**Given task:**
Transcribe the listing below word for word.
--------------------------------------------------
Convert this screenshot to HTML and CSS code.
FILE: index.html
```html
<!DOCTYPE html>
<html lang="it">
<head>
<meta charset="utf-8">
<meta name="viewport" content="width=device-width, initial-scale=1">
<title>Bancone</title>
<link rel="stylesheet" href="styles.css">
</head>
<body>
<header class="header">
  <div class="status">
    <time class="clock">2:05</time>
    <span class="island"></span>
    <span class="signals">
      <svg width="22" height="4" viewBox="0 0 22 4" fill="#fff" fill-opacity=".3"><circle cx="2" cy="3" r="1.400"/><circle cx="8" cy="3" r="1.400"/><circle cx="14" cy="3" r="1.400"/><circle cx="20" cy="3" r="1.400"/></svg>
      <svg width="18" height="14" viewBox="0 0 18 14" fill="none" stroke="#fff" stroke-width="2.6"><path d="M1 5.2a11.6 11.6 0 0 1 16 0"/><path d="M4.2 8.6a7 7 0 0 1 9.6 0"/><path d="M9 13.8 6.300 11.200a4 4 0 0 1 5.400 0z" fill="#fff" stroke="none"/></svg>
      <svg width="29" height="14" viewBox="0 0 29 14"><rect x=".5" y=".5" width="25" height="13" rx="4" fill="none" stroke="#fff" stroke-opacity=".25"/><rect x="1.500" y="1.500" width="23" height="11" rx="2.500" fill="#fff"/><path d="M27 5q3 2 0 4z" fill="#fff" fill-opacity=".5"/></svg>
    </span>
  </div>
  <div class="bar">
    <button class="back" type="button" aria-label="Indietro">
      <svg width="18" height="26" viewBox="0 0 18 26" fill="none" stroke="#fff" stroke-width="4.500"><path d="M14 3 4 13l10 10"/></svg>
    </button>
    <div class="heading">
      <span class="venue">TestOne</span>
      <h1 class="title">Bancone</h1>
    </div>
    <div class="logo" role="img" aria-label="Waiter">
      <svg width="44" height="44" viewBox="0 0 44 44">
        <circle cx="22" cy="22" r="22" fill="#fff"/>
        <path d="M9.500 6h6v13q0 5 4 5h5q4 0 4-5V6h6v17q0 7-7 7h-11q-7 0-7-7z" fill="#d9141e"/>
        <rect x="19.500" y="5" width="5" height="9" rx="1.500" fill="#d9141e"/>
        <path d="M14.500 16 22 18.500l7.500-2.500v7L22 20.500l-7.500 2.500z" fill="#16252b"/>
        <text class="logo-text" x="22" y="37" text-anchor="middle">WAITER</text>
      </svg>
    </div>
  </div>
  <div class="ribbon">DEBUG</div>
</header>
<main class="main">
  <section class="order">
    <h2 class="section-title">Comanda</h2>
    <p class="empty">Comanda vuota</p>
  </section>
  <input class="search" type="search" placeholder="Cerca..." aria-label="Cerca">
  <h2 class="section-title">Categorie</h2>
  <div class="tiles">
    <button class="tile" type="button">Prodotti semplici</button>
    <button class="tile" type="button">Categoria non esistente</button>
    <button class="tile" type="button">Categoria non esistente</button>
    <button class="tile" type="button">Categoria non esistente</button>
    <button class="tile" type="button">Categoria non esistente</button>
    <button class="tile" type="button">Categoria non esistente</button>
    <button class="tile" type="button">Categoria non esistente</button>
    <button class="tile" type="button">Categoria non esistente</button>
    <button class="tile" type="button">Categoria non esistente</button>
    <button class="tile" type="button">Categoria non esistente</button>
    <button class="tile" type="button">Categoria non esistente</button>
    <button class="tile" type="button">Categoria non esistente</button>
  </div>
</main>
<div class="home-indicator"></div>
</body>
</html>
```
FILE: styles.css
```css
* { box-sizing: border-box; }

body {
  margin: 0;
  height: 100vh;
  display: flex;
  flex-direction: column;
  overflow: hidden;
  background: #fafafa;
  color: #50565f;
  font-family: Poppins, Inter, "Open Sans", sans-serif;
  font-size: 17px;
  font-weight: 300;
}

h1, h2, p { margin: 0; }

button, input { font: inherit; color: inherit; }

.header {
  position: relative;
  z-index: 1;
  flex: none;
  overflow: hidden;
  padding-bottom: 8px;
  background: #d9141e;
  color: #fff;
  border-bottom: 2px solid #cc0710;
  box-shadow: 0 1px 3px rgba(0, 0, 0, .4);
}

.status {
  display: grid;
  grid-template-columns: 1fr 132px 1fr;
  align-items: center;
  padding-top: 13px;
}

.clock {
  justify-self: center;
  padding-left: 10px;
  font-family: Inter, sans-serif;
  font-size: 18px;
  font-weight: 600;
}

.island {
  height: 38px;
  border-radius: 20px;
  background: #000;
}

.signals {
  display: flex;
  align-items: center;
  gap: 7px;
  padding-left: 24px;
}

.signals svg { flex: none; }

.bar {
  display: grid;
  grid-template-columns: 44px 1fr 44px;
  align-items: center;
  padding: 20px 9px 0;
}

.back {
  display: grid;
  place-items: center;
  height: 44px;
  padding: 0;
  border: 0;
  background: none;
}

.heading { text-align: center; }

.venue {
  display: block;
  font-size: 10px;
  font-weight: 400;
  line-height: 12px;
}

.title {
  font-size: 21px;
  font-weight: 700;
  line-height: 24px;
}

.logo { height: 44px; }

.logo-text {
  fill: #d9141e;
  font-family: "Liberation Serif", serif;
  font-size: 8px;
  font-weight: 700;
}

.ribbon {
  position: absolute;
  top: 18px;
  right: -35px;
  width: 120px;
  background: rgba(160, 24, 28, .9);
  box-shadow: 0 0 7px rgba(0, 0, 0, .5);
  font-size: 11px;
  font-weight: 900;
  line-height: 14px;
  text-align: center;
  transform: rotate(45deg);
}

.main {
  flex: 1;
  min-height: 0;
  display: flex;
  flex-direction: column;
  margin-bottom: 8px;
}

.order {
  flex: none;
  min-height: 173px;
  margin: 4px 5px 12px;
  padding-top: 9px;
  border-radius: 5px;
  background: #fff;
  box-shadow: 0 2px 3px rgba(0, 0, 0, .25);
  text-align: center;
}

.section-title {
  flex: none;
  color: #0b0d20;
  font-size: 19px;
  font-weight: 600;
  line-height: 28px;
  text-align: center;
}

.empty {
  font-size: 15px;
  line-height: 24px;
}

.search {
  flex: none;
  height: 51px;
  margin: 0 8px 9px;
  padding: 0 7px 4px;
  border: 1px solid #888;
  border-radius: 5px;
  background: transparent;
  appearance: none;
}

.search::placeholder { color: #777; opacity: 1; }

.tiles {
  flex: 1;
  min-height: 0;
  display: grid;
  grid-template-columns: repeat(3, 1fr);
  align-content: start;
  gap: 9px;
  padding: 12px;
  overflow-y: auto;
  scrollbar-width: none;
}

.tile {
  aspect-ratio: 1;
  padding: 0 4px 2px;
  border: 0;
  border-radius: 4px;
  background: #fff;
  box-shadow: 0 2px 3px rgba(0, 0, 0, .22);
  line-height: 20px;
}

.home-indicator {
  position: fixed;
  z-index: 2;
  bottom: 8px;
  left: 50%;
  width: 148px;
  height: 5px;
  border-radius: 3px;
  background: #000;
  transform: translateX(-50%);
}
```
--------------------------------------------------
**Response:**
Convert this screenshot to HTML and CSS code.
FILE: index.html
```html
<!DOCTYPE html>
<html lang="it">
<head>
<meta charset="utf-8">
<meta name="viewport" content="width=device-width, initial-scale=1">
<title>Bancone</title>
<link rel="stylesheet" href="styles.css">
</head>
<body>
<header class="header">
  <div class="status">
    <time class="clock">2:05</time>
    <span class="island"></span>
    <span class="signals">
      <svg width="22" height="4" viewBox="0 0 22 4" fill="#fff" fill-opacity=".3"><circle cx="2" cy="3" r="1.400"/><circle cx="8" cy="3" r="1.400"/><circle cx="14" cy="3" r="1.400"/><circle cx="20" cy="3" r="1.400"/></svg>
      <svg width="18" height="14" viewBox="0 0 18 14" fill="none" stroke="#fff" stroke-width="2.6"><path d="M1 5.2a11.6 11.6 0 0 1 16 0"/><path d="M4.2 8.6a7 7 0 0 1 9.6 0"/><path d="M9 13.8 6.300 11.200a4 4 0 0 1 5.400 0z" fill="#fff" stroke="none"/></svg>
      <svg width="29" height="14" viewBox="0 0 29 14"><rect x=".5" y=".5" width="25" height="13" rx="4" fill="none" stroke="#fff" stroke-opacity=".25"/><rect x="1.500" y="1.500" width="23" height="11" rx="2.500" fill="#fff"/><path d="M27 5q3 2 0 4z" fill="#fff" fill-opacity=".5"/></svg>
    </span>
  </div>
  <div class="bar">
    <button class="back" type="button" aria-label="Indietro">
      <svg width="18" height="26" viewBox="0 0 18 26" fill="none" stroke="#fff" stroke-width="4.500"><path d="M14 3 4 13l10 10"/></svg>
    </button>
    <div class="heading">
      <span class="venue">TestOne</span>
      <h1 class="title">Bancone</h1>
    </div>
    <div class="logo" role="img" aria-label="Waiter">
      <svg width="44" height="44" viewBox="0 0 44 44">
        <circle cx="22" cy="22" r="22" fill="#fff"/>
        <path d="M9.500 6h6v13q0 5 4 5h5q4 0 4-5V6h6v17q0 7-7 7h-11q-7 0-7-7z" fill="#d9141e"/>
        <rect x="19.500" y="5" width="5" height="9" rx="1.500" fill="#d9141e"/>
        <path d="M14.500 16 22 18.500l7.500-2.500v7L22 20.500l-7.500 2.500z" fill="#16252b"/>
        <text class="logo-text" x="22" y="37" text-anchor="middle">WAITER</text>
      </svg>
    </div>
  </div>
  <div class="ribbon">DEBUG</div>
</header>
<main class="main">
  <section class="order">
    <h2 class="section-title">Comanda</h2>
    <p class="empty">Comanda vuota</p>
  </section>
  <input class="search" type="search" placeholder="Cerca..." aria-label="Cerca">
  <h2 class="section-title">Categorie</h2>
  <div class="tiles">
    <button class="tile" type="button">Prodotti semplici</button>
    <button class="tile" type="button">Categoria non esistente</button>
    <button class="tile" type="button">Categoria non esistente</button>
    <button class="tile" type="button">Categoria non esistente</button>
    <button class="tile" type="button">Categoria non esistente</button>
    <button class="tile" type="button">Categoria non esistente</button>
    <button class="tile" type="button">Categoria non esistente</button>
    <button class="tile" type="button">Categoria non esistente</button>
    <button class="tile" type="button">Categoria non esistente</button>
    <button class="tile" type="button">Categoria non esistente</button>
    <button class="tile" type="button">Categoria non esistente</button>
    <button class="tile" type="button">Categoria non esistente</button>
  </div>
</main>
<div class="home-indicator"></div>
</body>
</html>
```
FILE: styles.css
```css
* { box-sizing: border-box; }

body {
  margin: 0;
  height: 100vh;
  display: flex;
  flex-direction: column;
  overflow: hidden;
  background: #fafafa;
  color: #50565f;
  font-family: Poppins, Inter, "Open Sans", sans-serif;
  font-size: 17px;
  font-weight: 300;
}

h1, h2, p { margin: 0; }

button, input { font: inherit; color: inherit; }

.header {
  position: relative;
  z-index: 1;
  flex: none;
  overflow: hidden;
  padding-bottom: 8px;
  background: #d9141e;
  color: #fff;
  border-bottom: 2px solid #cc0710;
  box-shadow: 0 1px 3px rgba(0, 0, 0, .4);
}

.status {
  display: grid;
  grid-template-columns: 1fr 132px 1fr;
  align-items: center;
  padding-top: 13px;
}

.clock {
  justify-self: center;
  padding-left: 10px;
  font-family: Inter, sans-serif;
  font-size: 18px;
  font-weight: 600;
}

.island {
  height: 38px;
  border-radius: 20px;
  background: #000;
}

.signals {
  display: flex;
  align-items: center;
  gap: 7px;
  padding-left: 24px;
}

.signals svg { flex: none; }

.bar {
  display: grid;
  grid-template-columns: 44px 1fr 44px;
  align-items: center;
  padding: 20px 9px 0;
}

.back {
  display: grid;
  place-items: center;
  height: 44px;
  padding: 0;
  border: 0;
  background: none;
}

.heading { text-align: center; }

.venue {
  display: block;
  font-size: 10px;
  font-weight: 400;
  line-height: 12px;
}

.title {
  font-size: 21px;
  font-weight: 700;
  line-height: 24px;
}

.logo { height: 44px; }

.logo-text {
  fill: #d9141e;
  font-family: "Liberation Serif", serif;
  font-size: 8px;
  font-weight: 700;
}

.ribbon {
  position: absolute;
  top: 18px;
  right: -35px;
  width: 120px;
  background: rgba(160, 24, 28, .9);
  box-shadow: 0 0 7px rgba(0, 0, 0, .5);
  font-size: 11px;
  font-weight: 900;
  line-height: 14px;
  text-align: center;
  transform: rotate(45deg);
}

.main {
  flex: 1;
  min-height: 0;
  display: flex;
  flex-direction: column;
  margin-bottom: 8px;
}

.order {
  flex: none;
  min-height: 173px;
  margin: 4px 5px 12px;
  padding-top: 9px;
  border-radius: 5px;
  background: #fff;
  box-shadow: 0 2px 3px rgba(0, 0, 0, .25);
  text-align: center;
}

.section-title {
  flex: none;
  color: #0b0d20;
  font-size: 19px;
  font-weight: 600;
  line-height: 28px;
  text-align: center;
}

.empty {
  font-size: 15px;
  line-height: 24px;
}

.search {
  flex: none;
  height: 51px;
  margin: 0 8px 9px;
  padding: 0 7px 4px;
  border: 1px solid #888;
  border-radius: 5px;
  background: transparent;
  appearance: none;
}

.search::placeholder { color: #777; opacity: 1; }

.tiles {
  flex: 1;
  min-height: 0;
  display: grid;
  grid-template-columns: repeat(3, 1fr);
  align-content: start;
  gap: 9px;
  padding: 12px;
  overflow-y: auto;
  scrollbar-width: none;
}

.tile {
  aspect-ratio: 1;
  padding: 0 4px 2px;
  border: 0;
  border-radius: 4px;
  background: #fff;
  box-shadow: 0 2px 3px rgba(0, 0, 0, .22);
  line-height: 20px;
}

.home-indicator {
  position: fixed;
  z-index: 2;
  bottom: 8px;
  left: 50%;
  width: 148px;
  height: 5px;
  border-radius: 3px;
  background: #000;
  transform: translateX(-50%);
}
```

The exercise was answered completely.